Bismuth Telluride: The Best Thermoelectric Material at Room Temperature

Bismuth telluride (Bi₂Te₃)-based materials are widely recognized as the best-performing thermoelectric materials around room temperature (roughly 0–250°C). They're also the only thermoelectric system that's been scaled up for large-scale commercial use.

Wide Applications of Bismuth Telluride

Thanks to their stable, high-efficiency performance at room temperature, Bi₂Te₃-based devices have become the go-to choice in many fields.
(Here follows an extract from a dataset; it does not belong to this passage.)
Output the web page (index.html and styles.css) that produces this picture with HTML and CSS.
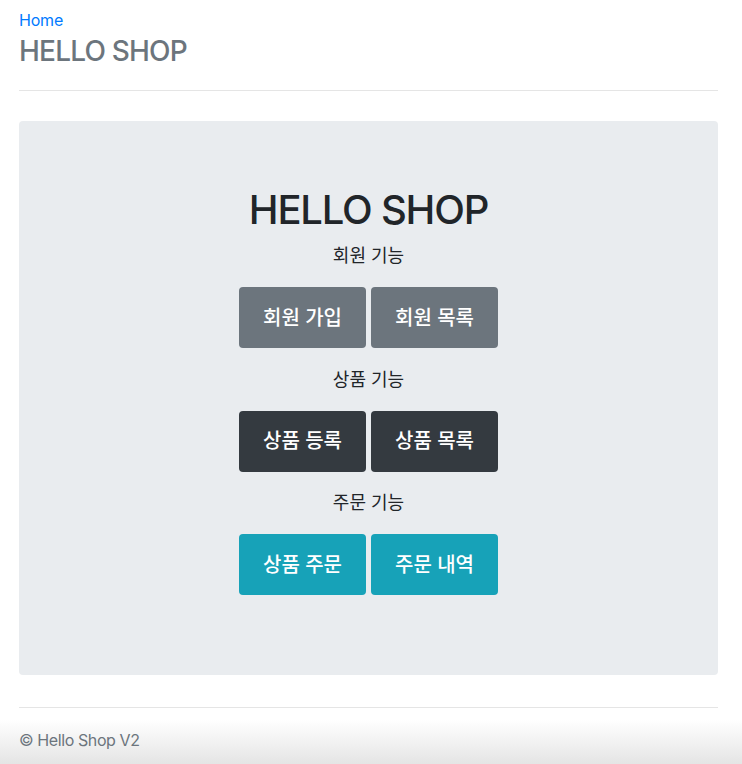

-- Thermoelectri Cooling & Temperature Control

Bismuth telluride thermoelectric cooling technology is already used in a bunch of areas. In high-end manufacturing, it helps with thermal management for precision equipment like infrared detection systems and lasers. In labs, you'll find it in cold traps, chillers, low-temperature testers, incubators, and more. And in everyday life, products like mini fridges, wine coolers, water dispensers, and dehumidifiers also rely on bismuth telluride cooling.

-- Waste Heat Harvesting (Power Generation)

Bi₂Te₃ can be used to recover waste heat from various sources. In electric vehicles, for example, it captures the temperature difference between the engine and the outside air to convert waste heat into electricity—powering onboard electronics and helping improve energy efficiency and driving range. In industrial settings, it can generate power from equipment waste heat, cutting down on energy loss and carbon emissions.

-- Flexible & Wearable Devices

As wearable tech keeps growing, bismuth telluride is showing real promise in flexible thermoelectrics. By combining Bi₂Te₃ with flexible materials like carbon nanotubes, you can create thermoelectric films that bend well. These composites have a nano-porous structure, and the deposited Bi₂Te₃ nanocrystals stick tightly to the surface of the carbon nanotube bundles—they still perform great even after 1,000 bending cycles. You can cut these materials into any shape using microfabrication techniques, making them a solid fit for self-powered applications in smartwatches, health monitors, and other wearables.

How Bismuth Telluride Is Made

There are several ways to make bismuth telluride materials.

Hot extrusion is a well-established method. It pushes the material through a die at high temperatures to shape it through plastic deformation. The resulting Bi₂Te₃ ingots have a uniform microstructure and stable performance, all while keeping production efficiency and costs in check.

For thin-film forms of bismuth telluride, thermal evaporation works well on different substrates like glass or silicon dioxide. Studies show that Bi₂Te₃ films made this way have good crystallinity and a dense, uniform surface, with an optical bandgap of around 2 eV.

There's also a roll-to-roll dynamic deposition method for thin-film production. It uses metallic tellurium and bismuth as evaporation sources to coat a flexible substrate, followed by annealing. This method can produce meter-scale—or even hundred-meter-scale—large-area bismuth telluride thermoelectric films, making mass production possible.

Stanford Electronics follows strict quality control procedures to deliver Bi₂Te₃ evaporation materials with purity as high as 99.9995%, ensuring consistent and reliable results. Get A Quote.

For bulk materials, you can use spark plasma sintering (SPS) to make nanocrystalline bismuth telluride. Just mix nano-sized tellurium and bismuth powders in the right stoichiometric ratio, then sinter them under an axial pressure of 30–50 MPa in a vacuum. The result is a nanocrystalline Bi₂Te₃ bulk material with grain sizes between 30 and 100 nanometers.